No part of your life remains untouched by menopause, including your relationships with partners, children, parents, friends and work colleagues. All are going to undergo a shift, however subtle, as you move into a greater sense of authority with clearer parameters about yourself. It’s called The Change for a reason.
In our years of sitting with those undergoing the menopause initiation, we’ve seen that the shift is most stark in intimate relationships with a significant other. Of course, over the course of a lifetime a relationship needs to change and evolve in order to remain meaningful and intimate but, as you may well have noticed (!), menopause can be a particularly strong evolutionary moment in that journey.
Whoever you’re intimately relating with—man, woman, person—the way you encounter the challenges and possibilities of menopause will hold some differences. However, we feel there are some suggestions that we think universally apply to all intimate relationships going through menopause and they are:
ONE: Your relationship may also travel through the ‘Five Phase of Menopause’.
Your relationship may also undergo a version of the five phases we describe in our book Wise Power—through Betrayal, Repair, Revelation, Vision and Emergence. This often looks like a need to pull away, a feeling of loss or a period of uncertainty followed by awakenings about your needs and desires. (Which may or may not be with that same person). And although this will possibly be painful and challenging, it’s not necessarily bad.
TWO: The premenstrual phase of your cycle can give you some clues.
How you navigate or have navigated the premenstrual phase of the cycle together during the years leading up to menopause will give both you and your partner some indicators for what you may meet at menopause.
If you’re still menstruating, pay attention premenstrually to the ‘cage‐rattling’ moments in your relationship. Learning to meet those premenstrual provocations as meaningful and finding ways to address what arises will create in you the means to meet menopause disturbances with greater presence, care and insight.
THREE: Take time to withdraw, but stay in communication.
Wanting out of your relationship is one of the themes that commonly come up in the premenstruum and during menopause. Whether your relationship is sturdy or not, an initial impulse may be a desire to pull away from your partner. And in the moment that may certainly feel like ‘the end’.
Remember, in the initial stage of menopause, much of what you’ve been doing or how you’ve been doing it may not feel right. It’s not necessarily that this relationship isn't right for you; it’s that you need time and space to reassess and rediscover yourself. So, detach or withdraw you must. But do let your partner in on what’s happening, otherwise they’ll simply feel rejected when in fact what you’re doing is taking space for yourself.
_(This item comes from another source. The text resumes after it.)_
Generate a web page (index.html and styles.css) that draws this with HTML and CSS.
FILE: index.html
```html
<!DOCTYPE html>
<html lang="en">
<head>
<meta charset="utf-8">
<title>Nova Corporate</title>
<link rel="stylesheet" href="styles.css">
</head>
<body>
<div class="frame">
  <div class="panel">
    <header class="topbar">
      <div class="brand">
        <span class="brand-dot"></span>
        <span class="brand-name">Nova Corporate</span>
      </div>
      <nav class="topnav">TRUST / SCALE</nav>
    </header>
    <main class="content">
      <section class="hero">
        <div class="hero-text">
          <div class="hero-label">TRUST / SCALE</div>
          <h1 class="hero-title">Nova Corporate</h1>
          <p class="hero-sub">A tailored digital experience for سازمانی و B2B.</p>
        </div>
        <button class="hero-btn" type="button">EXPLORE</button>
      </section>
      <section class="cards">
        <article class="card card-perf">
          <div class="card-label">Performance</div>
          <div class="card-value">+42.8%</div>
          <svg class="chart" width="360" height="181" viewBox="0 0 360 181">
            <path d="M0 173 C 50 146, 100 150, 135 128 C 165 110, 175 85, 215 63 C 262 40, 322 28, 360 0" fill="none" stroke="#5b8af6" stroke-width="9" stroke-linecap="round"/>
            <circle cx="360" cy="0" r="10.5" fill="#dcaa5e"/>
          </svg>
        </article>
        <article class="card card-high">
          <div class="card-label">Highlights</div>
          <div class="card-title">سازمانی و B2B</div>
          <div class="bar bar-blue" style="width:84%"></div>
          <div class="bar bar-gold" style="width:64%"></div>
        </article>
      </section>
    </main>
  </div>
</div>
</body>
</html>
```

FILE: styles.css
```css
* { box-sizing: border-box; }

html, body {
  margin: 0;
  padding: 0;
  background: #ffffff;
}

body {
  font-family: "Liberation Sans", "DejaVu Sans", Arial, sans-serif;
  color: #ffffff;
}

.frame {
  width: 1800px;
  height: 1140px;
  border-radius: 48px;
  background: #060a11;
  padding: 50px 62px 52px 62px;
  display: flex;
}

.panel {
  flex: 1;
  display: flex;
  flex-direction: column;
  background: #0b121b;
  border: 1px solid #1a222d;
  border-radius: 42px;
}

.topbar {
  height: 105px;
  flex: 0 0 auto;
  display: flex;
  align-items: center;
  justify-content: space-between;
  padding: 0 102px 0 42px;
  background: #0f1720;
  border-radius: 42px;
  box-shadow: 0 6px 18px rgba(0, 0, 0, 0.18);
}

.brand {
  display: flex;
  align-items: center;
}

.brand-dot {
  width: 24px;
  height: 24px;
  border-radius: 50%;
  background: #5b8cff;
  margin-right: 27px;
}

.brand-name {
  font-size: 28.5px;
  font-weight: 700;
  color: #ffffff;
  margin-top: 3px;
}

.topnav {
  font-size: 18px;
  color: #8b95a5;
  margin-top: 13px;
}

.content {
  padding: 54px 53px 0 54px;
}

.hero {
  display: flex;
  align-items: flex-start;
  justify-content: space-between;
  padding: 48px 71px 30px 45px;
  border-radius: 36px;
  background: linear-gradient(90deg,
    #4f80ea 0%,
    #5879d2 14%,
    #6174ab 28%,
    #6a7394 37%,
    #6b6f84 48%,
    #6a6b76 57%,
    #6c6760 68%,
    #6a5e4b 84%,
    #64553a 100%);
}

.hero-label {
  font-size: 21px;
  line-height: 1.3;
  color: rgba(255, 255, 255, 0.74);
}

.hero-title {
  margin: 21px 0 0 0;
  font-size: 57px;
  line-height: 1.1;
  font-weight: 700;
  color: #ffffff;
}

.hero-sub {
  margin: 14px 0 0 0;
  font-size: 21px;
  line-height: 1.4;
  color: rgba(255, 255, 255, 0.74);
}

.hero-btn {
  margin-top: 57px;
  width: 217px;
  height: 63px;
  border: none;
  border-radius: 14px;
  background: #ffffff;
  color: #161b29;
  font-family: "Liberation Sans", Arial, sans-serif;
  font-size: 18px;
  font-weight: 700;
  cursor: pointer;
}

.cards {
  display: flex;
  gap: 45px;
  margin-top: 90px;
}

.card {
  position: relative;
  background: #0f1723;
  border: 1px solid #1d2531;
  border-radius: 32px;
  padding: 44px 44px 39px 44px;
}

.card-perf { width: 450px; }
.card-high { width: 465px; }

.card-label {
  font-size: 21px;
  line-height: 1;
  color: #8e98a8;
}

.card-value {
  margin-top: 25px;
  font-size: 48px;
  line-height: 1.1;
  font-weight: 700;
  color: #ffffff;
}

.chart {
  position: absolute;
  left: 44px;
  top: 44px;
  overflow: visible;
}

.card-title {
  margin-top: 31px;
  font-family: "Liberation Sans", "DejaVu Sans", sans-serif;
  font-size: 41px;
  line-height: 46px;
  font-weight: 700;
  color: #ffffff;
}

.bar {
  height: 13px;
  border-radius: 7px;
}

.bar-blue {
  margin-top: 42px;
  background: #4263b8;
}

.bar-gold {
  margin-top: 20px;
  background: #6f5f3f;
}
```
FOUR: Menopause will change them too.
Whether they like it or not! And since you happen to be the initiator of the change you may not be overly loved for it. You must both be willing to hold the tension and trust the unknown, waiting for it (your deep self) to speak. Some partners may simply not be up for this. There’s no implied criticism here—you’re navigating the strange mystery of your life and sometimes it reroutes you in ways you hadn’t imagined or wanted.
FIVE: Meet the disturbance as the next necessary step for your relationship.
We want to highlight a beautiful conversation we had with Movement Medicine co-founders, Susannah and Ya’acov Darling Khan about how their relationship evolved. Ya’Acov saw Susannah’s menopause as the next necessary development in their lives and he, as well as their relationship itself, was up for it. He was strong enough and responsible enough to step up to what was needed for Susannah to experience her new, slower, menopause tempo. And it turned out to support his own growth too. You can hear Susannah’s conversation with Alexandra here >>
SIX: Bring kindness and a sense of humour.
Vulnerability is the name of the game at menopause. It is the necessary fertile condition for your evolution. You’re standing in a new, deep, sacred negotiation with yourself. And therefore you can’t afford to have people close to you blundering around, unconscious of their own needs and wants and insensitive to yours as well.
You and your partner need to be awake and aware—and who can do that all the time? Some kindness and a sense of humour will be needed if you’re to turn it into an opportunity for growth together.
SEVEN: Partners need instructions.
They need to know your parameters, your needs—as much as you’re able to articulate them—to have some frame of reference and understanding.
Now, you may or may not be able to give this to them. Although you’ll likely have an instinct for what you need and want, you may not yet have the words to go with it, making it hard for your partner. To be fair to them, they aren’t inside your experience but rather encounter the effect of it and they may feel wrong‐footed, reactive, lost, angry, uncertain and locked out. It can be very confusing. In a sense they’re undergoing a betrayal too. Such is life.